If somebody is drinking a Starbucks, it brings the character into the real world. It increases the authenticity of the show and allows them to develop characters in more meaningful ways. It’s critical to BEN’s mission that we don’t want brands to be overt and inauthentic in how they get integrated into content. Product placement, when done poorly, has a negative impact on brands. In some ways, we’re renting audience affinities that already exist.

What do you mean? 

Artists know how to create audiences, and that’s why good shows have large audiences. It’s true of someone who’s created “Stranger Things” on Netflix or a YouTube star with 5 million subscribers. They know how to connect to an audience. Our job is to offer the brand to enhance the show, but ultimately leave it up to them to weave their magic on screen because they know their audience better than we do.

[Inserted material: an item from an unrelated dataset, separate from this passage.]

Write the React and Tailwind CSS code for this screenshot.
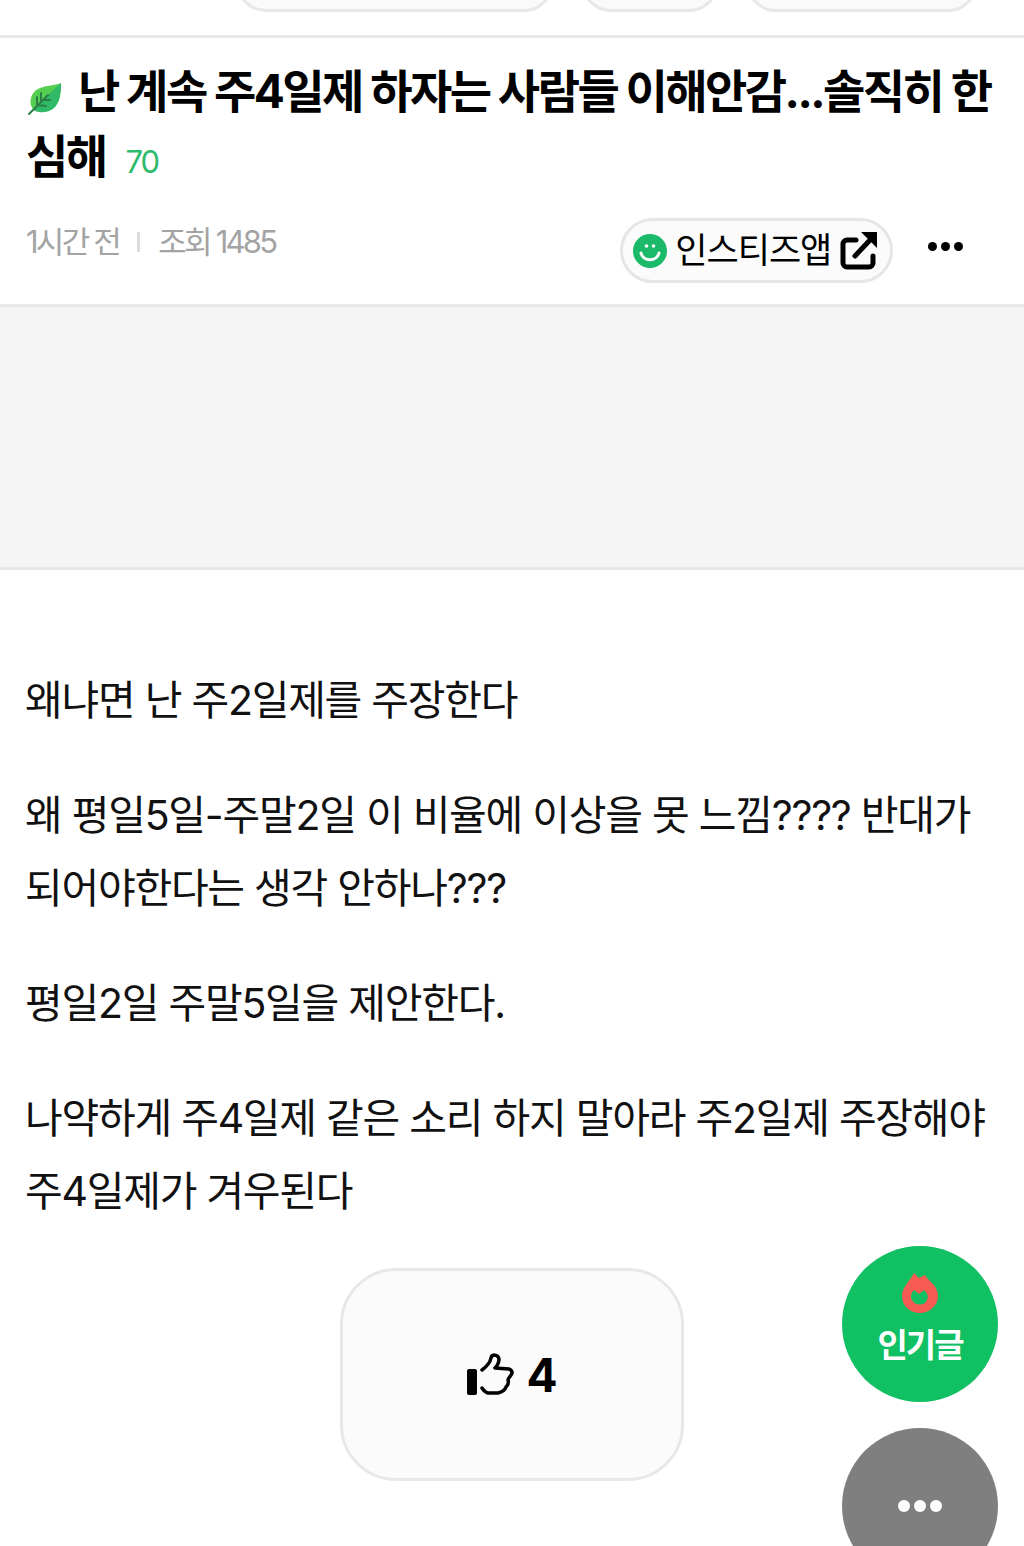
import React from "react";

const Leaf = () => (
  <svg width="36" height="34" viewBox="0 0 36 34" className="block">
    <path d="M35 1C28 4 16 3 9 9C4 14 3 22 7 27C12 32 23 31 29 25C34 19 35 10 35 1Z" fill="#55cf4f" />
    <path d="M35 1C35 10 34 19 29 25C23 31 12 32 7 27Z" fill="#2fb968" />
    <path d="M3 32L22 13M11 23L11 15M15 19L15 11M12 23L20 24M16 18L24 18" stroke="#2c7d46" strokeWidth="2" fill="none" strokeLinecap="round" />
  </svg>
);

const Smile = () => (
  <svg width="34" height="34" viewBox="0 0 34 34" className="shrink-0">
    <circle cx="17" cy="17" r="17" fill="#1bb96a" />
    <circle cx="13.5" cy="12" r="1.8" fill="#fff" />
    <circle cx="20.5" cy="12" r="1.8" fill="#fff" />
    <path d="M8 19C10 28 24 28 26 19" stroke="#fff" strokeWidth="3" fill="none" strokeLinecap="round" />
  </svg>
);

const LinkOut = () => (
  <svg width="38" height="38" viewBox="0 0 38 38" className="ml-[9px] shrink-0">
    <path d="M16 8H7a4 4 0 0 0-4 4V31a4 4 0 0 0 4 4H29a4 4 0 0 0 4-4V24" stroke="#000" strokeWidth="5" fill="none" strokeLinecap="round" />
    <path d="M15 24L30 8" stroke="#000" strokeWidth="5" fill="none" strokeLinecap="round" />
    <path d="M21 0H37V16Z" fill="#000" />
  </svg>
);

const Thumb = () => (
  <svg width="48" height="44" viewBox="0 0 48 44">
    <rect x="1" y="16" width="10" height="26" rx="2" fill="#000" />
    <path d="M16 17C20 14 24 10 25 5C26 1 32 1 33 6C33 10 31 13 29 15L43 16C46 17 47 20 45 22C44 24 42 25 42 27C43 30 42 32 40 34C39 37 36 39 32 40H23C20 40 18 38 16 35" stroke="#000" strokeWidth="3.5" fill="none" strokeLinejoin="round" strokeLinecap="round" />
  </svg>
);

const Flame = () => (
  <svg width="36" height="40" viewBox="0 0 36 40">
    <path fillRule="evenodd" d="M12 0L17 5L23 2C26 8 36 12 36 23C36 33 27 40 18 40C8 40 0 33 0 23C0 14 8 8 12 0ZM12 17C9 20 8 24 10 27C13 33 23 33 25 27C27 23 25 20 22 17L17 21Z" fill="#f85a54" />
  </svg>
);

const App = () => {
  return (
    <div className="relative h-[1546px] w-[1024px] overflow-hidden bg-white font-['Inter','Noto_Sans_CJK_KR',sans-serif] text-black">
      {/* chips cut off by the top edge */}
      <div className="flex h-[38px] items-start overflow-hidden border-b-[3px] border-[#e8e8e8] pl-[236px]">
        <div className="-mt-[48px] flex gap-[27px]">
          <div className="h-[60px] w-[318px] rounded-[30px] border-[3px] border-[#e8e8e8] bg-[#fafafa]" />
          <div className="h-[60px] w-[138px] rounded-[30px] border-[3px] border-[#e8e8e8] bg-[#fafafa]" />
          <div className="h-[60px] w-[232px] rounded-[30px] border-[3px] border-[#e8e8e8] bg-[#fafafa]" />
        </div>
      </div>

      <div className="px-[26px] pt-[21px]">
        <h1 className="text-[46px] leading-[65px] font-bold tracking-[-2.55px]">
          <span className="mr-[16px] inline-block h-[34px] align-[-8px] leading-none">
            <Leaf />
          </span>
          난 계속 주4일제 하자는 사람들 이해안감...솔직히 한 심해
          <span className="ml-[20px] text-[31px] leading-none font-normal tracking-[-2px] text-[#2dbb6b]">70</span>
        </h1>
      </div>

      <div className="flex h-[118px] items-start border-b-[3px] border-[#e8e8e8] pl-[26px]">
        <div className="mt-[32px] flex items-center text-[31px] leading-[42px] tracking-[-2.75px] text-[#a3a3a3]">
          <span>1시간 전</span>
          <span className="mx-[18px] h-[20px] w-[3px] bg-[#dcdcdc]" />
          <span>조회 1485</span>
        </div>
        <div className="mt-[29px] ml-[345px] flex h-[65px] w-[273px] items-center rounded-[33px] border-[3px] border-[#e6e6e6] bg-[#fbfbfb] pl-[10px]">
          <Smile />
          <span className="ml-[8px] text-[35px] leading-none tracking-[-1px] whitespace-nowrap">인스티즈앱</span>
          <LinkOut />
        </div>
        <div className="mt-[53px] ml-[35px] flex gap-[4px]">
          <span className="size-[9px] rounded-full bg-black" />
          <span className="size-[9px] rounded-full bg-black" />
          <span className="size-[9px] rounded-full bg-black" />
        </div>
      </div>

      <div className="h-[263px] border-b-[3px] border-[#e8e8e8] bg-[#f5f5f5]" />

      <div className="px-[25px] pt-[94px] text-[41px] leading-[73px] tracking-[-1.25px] text-[#111]">
        <p className="mb-[42px]">왜냐면 난 주2일제를 주장한다</p>
        <p className="mb-[42px]">왜 평일5일-주말2일 이 비율에 이상을 못 느낌???? 반대가 되어야한다는 생각 안하나???</p>
        <p className="mb-[42px]">평일2일 주말5일을 제안한다.</p>
        <p>나약하게 주4일제 같은 소리 하지 말아라 주2일제 주장해야 주4일제가 겨우된다</p>
      </div>

      <div className="mt-[40px] ml-[340px] flex h-[213px] w-[344px] items-center justify-center gap-[12px] rounded-[56px] border-[3px] border-[#e8e8e8] bg-[#fbfbfb]">
        <Thumb />
        <span className="text-[46px] leading-none font-bold">4</span>
      </div>

      {/* floating buttons */}
      <div className="absolute top-[1246px] left-[842px] flex size-[156px] flex-col items-center rounded-full bg-[#12c064] pt-[27px]">
        <Flame />
        <span className="mt-[12px] text-[33px] leading-[40px] font-bold tracking-[-2px] text-white">인기글</span>
      </div>
      <div className="absolute top-[1428px] left-[842px] flex size-[156px] items-center justify-center gap-[4px] rounded-full bg-[#7f7f7f]">
        <span className="size-[12px] rounded-full bg-white" />
        <span className="size-[12px] rounded-full bg-white" />
        <span className="size-[12px] rounded-full bg-white" />
      </div>
    </div>
  );
};

export default App;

How does the way you work with influencers differ from your work with the networks and producers? Is a social video view as valuable as a TV impression? 

You’re right in that the art of product integration is different in social video than on Netflix. But we’ve measured this and have data pointing toward the importance of “disclosure” around an ad creating more of an authentic connection between the brand and audience. When an influencer discloses less and people find out, they can feel conned because the connection is so strong between the influencer and their audience.

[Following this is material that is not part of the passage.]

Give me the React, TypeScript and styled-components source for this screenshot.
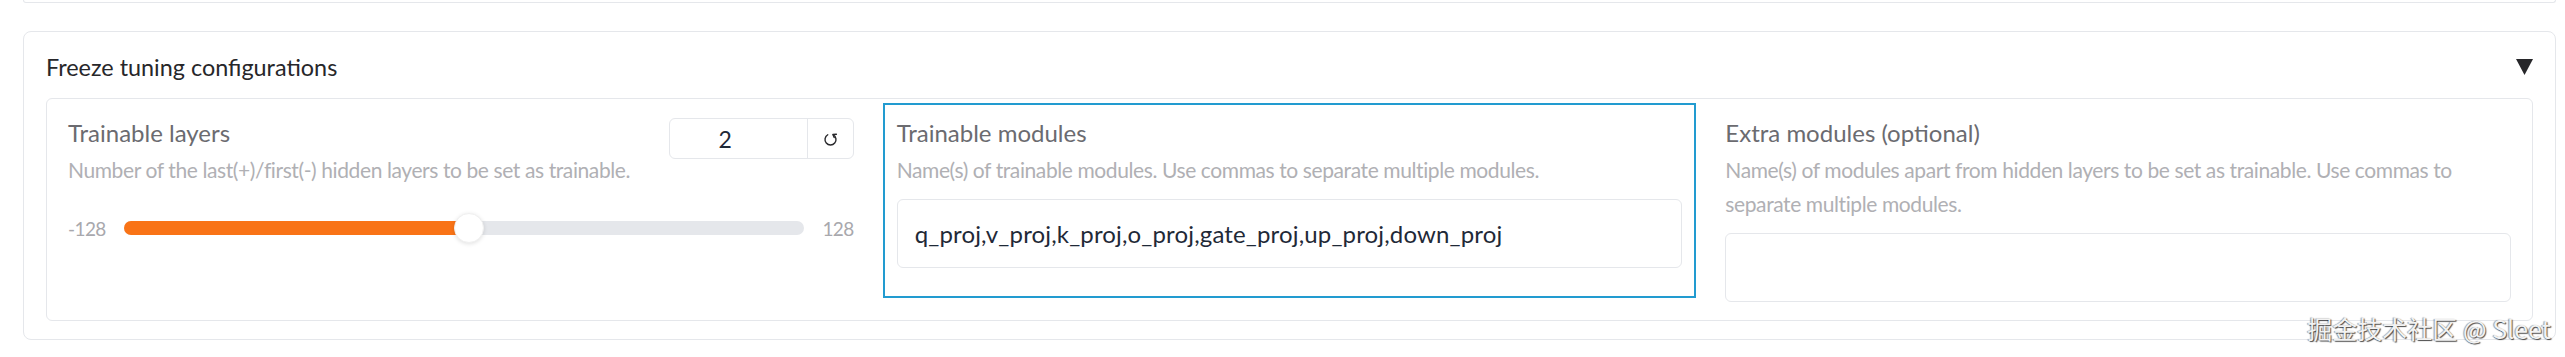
import React from "react";
import styled, { createGlobalStyle } from "styled-components";

const GlobalStyle = createGlobalStyle`
  html, body {
    margin: 0;
    padding: 0;
    background: #ffffff;
  }
  body {
    font-family: Lato, "Noto Sans", sans-serif;
  }
  * {
    box-sizing: border-box;
  }
`;

const SLIDER_MIN = -128;
const SLIDER_MAX = 128;
const SLIDER_VALUE = 2;

const App = () => {
  const pct = ((SLIDER_VALUE - SLIDER_MIN) / (SLIDER_MAX - SLIDER_MIN)) * 100;

  return (
    <>
      <GlobalStyle />
      <Page>
        <PrevPanel />
        <Accordion>
          <Header>
            <Title>Freeze tuning configurations</Title>
            <svg width="17" height="16" viewBox="0 0 17 16">
              <polygon points="0,0 17,0 8.5,16" fill="#27272a" />
            </svg>
          </Header>
          <Group>
            <Block>
              <BlockHead>
                <div>
                  <Label>Trainable layers</Label>
                  <Info>Number of the last(+)/first(-) hidden layers to be set as trainable.</Info>
                </div>
                <NumberField>
                  <NumberValue>{SLIDER_VALUE}</NumberValue>
                  <ResetButton title="↺">
                    <svg width="15" height="15" viewBox="0 0 15 15" fill="none" stroke="#27272a" strokeWidth="1.4" strokeLinecap="round" strokeLinejoin="round">
                      <path d="M4.75 3.74 A5.5 5.5 0 1 0 10.25 3.74" />
                      <path d="M13.4 3.2 L9.9 3.5 L11.2 6.6" />
                    </svg>
                  </ResetButton>
                </NumberField>
              </BlockHead>
              <SliderRow>
                <RangeText>{SLIDER_MIN}</RangeText>
                <Track>
                  <Fill style={{ width: `${pct}%` }} />
                  <Thumb style={{ left: `${pct}%` }} />
                </Track>
                <RangeText>{SLIDER_MAX}</RangeText>
              </SliderRow>
            </Block>

            <Block $focused $padBottom={28}>
              <Label>Trainable modules</Label>
              <Info>Name(s) of trainable modules. Use commas to separate multiple modules.</Info>
              <TextBox>q_proj,v_proj,k_proj,o_proj,gate_proj,up_proj,down_proj</TextBox>
            </Block>

            <Block>
              <Label>Extra modules (optional)</Label>
              <Info>
                Name(s) of modules apart from hidden layers to be set as trainable. Use commas to separate
                multiple modules.
              </Info>
              <TextBox />
            </Block>
          </Group>
        </Accordion>
        <Watermark>掘金技术社区 @ Sleet</Watermark>
      </Page>
    </>
  );
};
export default App;

const Page = styled.div`
  position: relative;
  width: 2565px;
  height: 357px;
  padding: 0 9px 0 23px;
  overflow: hidden;
`;

const PrevPanel = styled.div`
  height: 3px;
  border: 1px solid #e5e7eb;
  border-top: none;
  border-radius: 0 0 6px 6px;
`;

const Accordion = styled.div`
  margin-top: 28px;
  border: 1px solid #e5e7eb;
  border-radius: 8px;
  padding: 17px 22px 18px;
`;

const Header = styled.div`
  display: flex;
  align-items: center;
  justify-content: space-between;
  height: 36px;
  margin-bottom: 13px;
`;

const Title = styled.span`
  font-size: 23.4px;
  line-height: 36px;
  color: #27272a;
`;

const Group = styled.div`
  display: flex;
  align-items: flex-start;
  gap: 15px;
  border: 1px solid #e5e7eb;
  border-radius: 6px;
  padding: 4px 7px;
`;

const Block = styled.div<{ $focused?: boolean; $padBottom?: number }>`
  flex: 1 1 0;
  min-width: 0;
  border: 2px solid ${(p) => (p.$focused ? "#229bd0" : "transparent")};
  padding: 12px 12px ${(p) => p.$padBottom ?? 12}px;
`;

const BlockHead = styled.div`
  display: flex;
  align-items: flex-start;
  justify-content: space-between;
`;

const Label = styled.div`
  font-size: 24px;
  line-height: 32px;
  color: #6b6b70;
  margin-bottom: 4px;
`;

const Info = styled.div`
  font-size: 21px;
  letter-spacing: -0.4px;
  line-height: 34px;
  color: #b0b0b4;
`;

const NumberField = styled.div`
  display: flex;
  width: 185px;
  height: 41px;
  border: 1px solid #e5e7eb;
  border-radius: 6px;
  margin-top: 1px;
`;

const NumberValue = styled.div`
  width: 137px;
  padding-right: 26px;
  display: flex;
  align-items: center;
  justify-content: center;
  font-size: 23px;
  color: #1f2937;
`;

const ResetButton = styled.div`
  flex: 1;
  border-left: 1px solid #e5e7eb;
  display: flex;
  align-items: center;
  justify-content: center;
`;

const SliderRow = styled.div`
  display: flex;
  align-items: center;
  gap: 18px;
  height: 32px;
  margin-top: 25px;
`;

const RangeText = styled.span`
  font-size: 19px;
  letter-spacing: -0.6px;
  color: #a8a8ad;
`;

const Track = styled.div`
  position: relative;
  flex: 1;
  height: 14px;
  border-radius: 7px;
  background: #e5e7eb;
`;

const Fill = styled.div`
  height: 100%;
  border-radius: 7px;
  background: #f97316;
`;

const Thumb = styled.div`
  position: absolute;
  top: 50%;
  width: 30px;
  height: 30px;
  margin: -15px 0 0 -15px;
  border-radius: 50%;
  background: #ffffff;
  border: 1px solid #f0f0f0;
  box-shadow: 0 1px 4px rgba(0, 0, 0, 0.12);
`;

const TextBox = styled.div`
  margin-top: 12px;
  height: 69px;
  display: flex;
  align-items: center;
  padding: 0 17px;
  border: 1px solid #e5e7eb;
  border-radius: 6px;
  font-size: 24px;
  letter-spacing: 0.15px;
  color: #1f2937;
  white-space: nowrap;
`;

const Watermark = styled.div`
  position: absolute;
  top: 313px;
  right: 14px;
  font-family: "Noto Sans CJK SC", "Noto Sans", sans-serif;
  font-size: 25px;
  line-height: 30px;
  color: #f2f2f2;
  text-shadow: 1px 1px 1px rgba(0, 0, 0, 0.7), -1px 0 1px rgba(0, 0, 0, 0.4);
`;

As a Bill Gates company, we’re very concerned about ensuring we’re following regulation around government disclosure, so we overdisclose. Disclosure, when done artfully by the influencer, only helps the cause in terms of impact.

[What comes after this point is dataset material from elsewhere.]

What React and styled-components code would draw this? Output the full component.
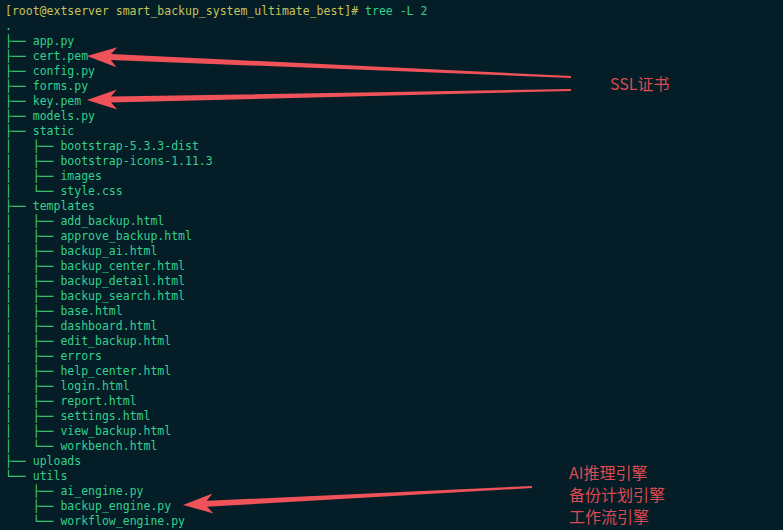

What is your pricing model? I’m assuming this is a managed service and they’re not logging in there buying branded placements themselves.

Our model is based on CPM. So we typically guarantee views and an agency or brand pays a CPM based on the audiences we promise to deliver that will be very targeted to their needs. The majority goes to producers, and a minority of that money goes to producing the integration, which is real production work.

If a brand wants to do an integration, it doesn’t just magically appear on the screen. In order to be authentic, it really starts in the writers’ room, so there’s a huge coordination with them upfront and a huge logistics to get a product integrated. Integrating something like a car is not simple. And to ensure the video works out, you need supervision on set.

Where is viewership shifting most and what should advertisers be aware of?

Viewership is migrating at an astoundingly fast rate out of traditional broadcast environments and into streaming environments. Netflix, Amazon and Hulu are the big three, but then you have all of the other fringe SVOD services around the big three.

The second seismic shift is the migration of younger demographics to social video as their primary form of entertainment. Is YouTube a streaming network? You could argue that it is. It’s a little bit different than Netflix or Amazon, but 95% of the US population watches YouTube.

Brands we work with – General Motors, Heineken, Microsoft – used to spend a ton on TV and it’s not as effective as it used to be, so you see them moving some of that money into new-scale opportunities. The buckets of client money we’re competing for are in the genre of Facebook, Twitter and Snap. We want entertainment advertising to be every bit as meaningful to the marketing mix.

Interview has been edited and condensed.